Business professionals communicating and strategizing in escape room

Escape rooms reveal things. Who takes charge. Who follows. Who panics under pressure. Who stays calm.

You'll see who communicates well and who doesn't. Who listens to others and who talks over people. Who gets fixated on one puzzle and who keeps the big picture in mind.

Sometimes this is uncomfortable. You might realize that the person you thought was a great leader is actually terrible at delegating. Or that the person you thought was a team player only cares about being right.

But that's valuable information. Better to learn it in a game than on a real project.

Common Mistakes Companies Make

Picking the hardest room to "challenge" the team. This backfires. People leave feeling defeated instead of energized.

Not briefing the team beforehand. You need to set expectations. Tell people this is about collaboration, not competition. Tell them it's okay to ask for hints. Tell them the goal is to have fun.

Skipping the debrief. The escape room itself is only half the value. The real learning happens when you talk about it afterward. What worked? What didn't? How did people feel?

Forcing people to participate. Some people hate escape rooms. They find them stressful or claustrophobic. Don't make it mandatory. Offer an alternative activity for those who opt out.

How to Maximize the Experience

Book a private session. You don't want your team mixed with strangers. It changes the dynamic.

Arrive early. Give people time to settle in, use the restroom, grab water. Don't rush straight from the office to the escape room.

Let the team choose roles naturally. Don't assign a leader beforehand. See who steps up. See who hangs back. Let it happen organically.

Take photos. Most venues offer this. Get a team photo before you go in. Get one after. Win or lose, you'll want the memory.

Plan something afterward. Dinner, drinks, coffee. Give people time to decompress and talk about the experience. This is where the bonding actually happens.

When to Use Hints

This is a point of debate. Some teams refuse hints on principle. They'd rather fail than ask for help. Others spam the hint button every five minutes.

For team building, hints are your friend.

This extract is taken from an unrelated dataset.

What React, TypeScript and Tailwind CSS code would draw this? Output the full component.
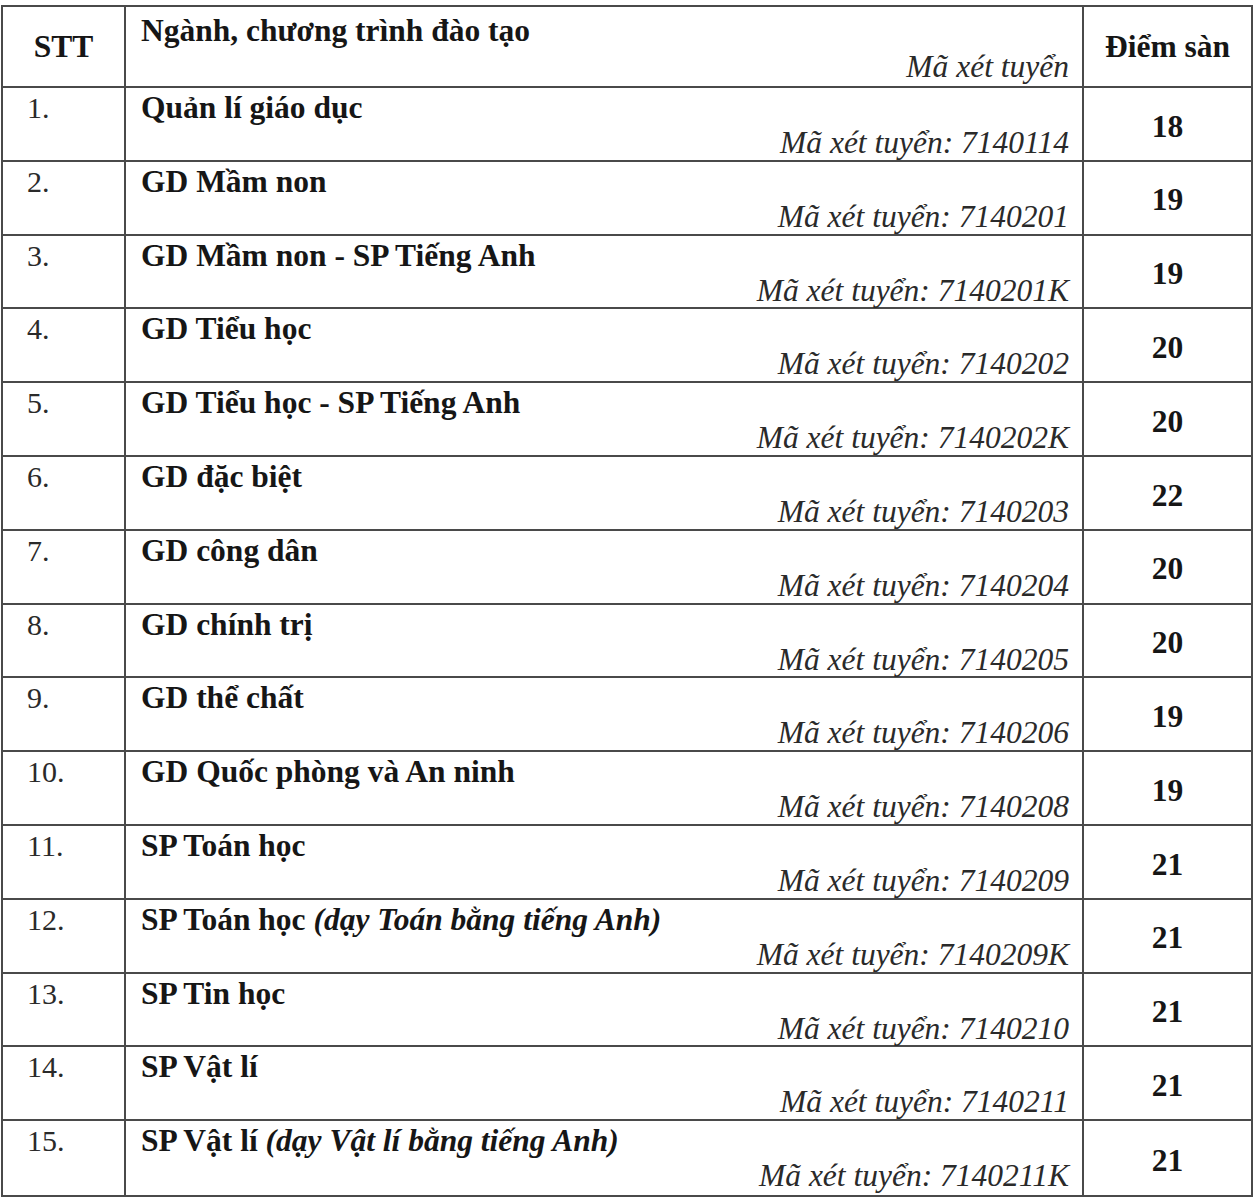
import React from 'react';

type Row = {
  stt: string;
  name: string;
  note?: string;
  code: string;
  score: string;
};

const rows: Row[] = [
  { stt: '1.', name: 'Quản lí giáo dục', code: '7140114', score: '18' },
  { stt: '2.', name: 'GD Mầm non', code: '7140201', score: '19' },
  { stt: '3.', name: 'GD Mầm non - SP Tiếng Anh', code: '7140201K', score: '19' },
  { stt: '4.', name: 'GD Tiểu học', code: '7140202', score: '20' },
  { stt: '5.', name: 'GD Tiểu học - SP Tiếng Anh', code: '7140202K', score: '20' },
  { stt: '6.', name: 'GD đặc biệt', code: '7140203', score: '22' },
  { stt: '7.', name: 'GD công dân', code: '7140204', score: '20' },
  { stt: '8.', name: 'GD chính trị', code: '7140205', score: '20' },
  { stt: '9.', name: 'GD thể chất', code: '7140206', score: '19' },
  { stt: '10.', name: 'GD Quốc phòng và An ninh', code: '7140208', score: '19' },
  { stt: '11.', name: 'SP Toán học', code: '7140209', score: '21' },
  { stt: '12.', name: 'SP Toán học', note: '(dạy Toán bằng tiếng Anh)', code: '7140209K', score: '21' },
  { stt: '13.', name: 'SP Tin học', code: '7140210', score: '21' },
  { stt: '14.', name: 'SP Vật lí', code: '7140211', score: '21' },
  { stt: '15.', name: 'SP Vật lí', note: '(dạy Vật lí bằng tiếng Anh)', code: '7140211K', score: '21' },
];

export default function App() {
  return (
    <div className="bg-white w-[1258px] h-[1200px] pt-[5px] pl-[1px] text-[#161616] font-['Liberation_Serif','Times_New_Roman',serif]">
      <div className="w-[1252px] border-2 border-[#4a4a4a]">
        {/* Header */}
        <div className="grid grid-cols-[123px_958px_1fr] h-[81px] border-b-2 border-[#4a4a4a]">
          <div className="border-r-2 border-[#4a4a4a] flex items-center justify-center">
            <span className="text-[31.5px] font-bold leading-none">STT</span>
          </div>
          <div className="border-r-2 border-[#4a4a4a] flex flex-col pl-[15px] pr-[13px] pt-[8px]">
            <span className="text-[31.5px] font-bold leading-[32px]">Ngành, chương trình đào tạo</span>
            <span className="text-[31.5px] italic leading-[32px] self-end mt-[4px] text-[#2a2a2a]">Mã xét tuyển</span>
          </div>
          <div className="flex items-center justify-center">
            <span className="text-[31.5px] font-bold leading-none">Điểm sàn</span>
          </div>
        </div>

        {rows.map((r, i) => (
          <div
            key={r.stt}
            className={`grid grid-cols-[123px_958px_1fr] h-[73.8px] ${
              i < rows.length - 1 ? 'border-b-2 border-[#4a4a4a]' : ''
            }`}
          >
            <div className="border-r-2 border-[#4a4a4a] pl-[24px] pt-[4px]">
              <span className="text-[30px] leading-[32px] text-[#2a2a2a]">{r.stt}</span>
            </div>
            <div className="border-r-2 border-[#4a4a4a] flex flex-col pl-[15px] pr-[13px] pt-[4px]">
              <span className="text-[31.5px] font-bold leading-[32px] whitespace-nowrap">
                {r.name}
                {r.note && <span className="italic"> {r.note}</span>}
              </span>
              <span className="text-[31.5px] italic leading-[32px] self-end mt-[3px] text-[#2a2a2a] whitespace-nowrap">
                Mã xét tuyển: {r.code}
              </span>
            </div>
            <div className="flex items-center justify-center pt-[5px]">
              <span className="text-[31.5px] font-bold leading-none">{r.score}</span>
            </div>
          </div>
        ))}
      </div>
    </div>
  );
}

The goal isn't to prove how smart you are. It's to work together and have a good time. If you're stuck for ten minutes and morale is dropping, ask for a hint.

The game master is watching. They know when you're stuck. They know when frustration is building. Trust them to give you the nudge you need.

What About Remote Teams?

Virtual escape rooms exist. Your team joins a video call, and a game master guides you through a physical room using a camera. You tell them what to do, and they do it.

It's not the same as being there in person. But for remote teams, it's better than nothing. You still get the collaboration, the problem-solving, the shared experience.

Some venues also offer fully digital escape rooms. Everything happens on screen. No physical room at all. These tend to be less immersive, but they're easier to coordinate across time zones.

Cost and Logistics

Escape rooms in Canada typically run $25-40 per person. Corporate rates might be slightly higher, especially if you're booking multiple rooms or want a private session.

Most venues require a deposit or full payment upfront. Cancellation policies vary. Read the fine print before you book.

Plan for 90 minutes total. Sixty minutes in the room, plus time for the briefing, the debrief, and photos. Don't schedule back-to-back meetings right after.

The Follow-Up

A week later, bring it up in a team meeting. Ask people what they learned. Ask what surprised them. Ask if they'd do it again.

Reference the experience when relevant. "Remember how we got stuck on that puzzle until someone suggested we try a different approach? We should do that here."

Make it a tradition. Once a quarter, once a year, whatever works. Teams that do escape rooms regularly report better communication and stronger relationships.

Because at the end of the day, team building isn't about one event. It's about creating opportunities for people to connect. Escape rooms just happen to be a really fun way to do it.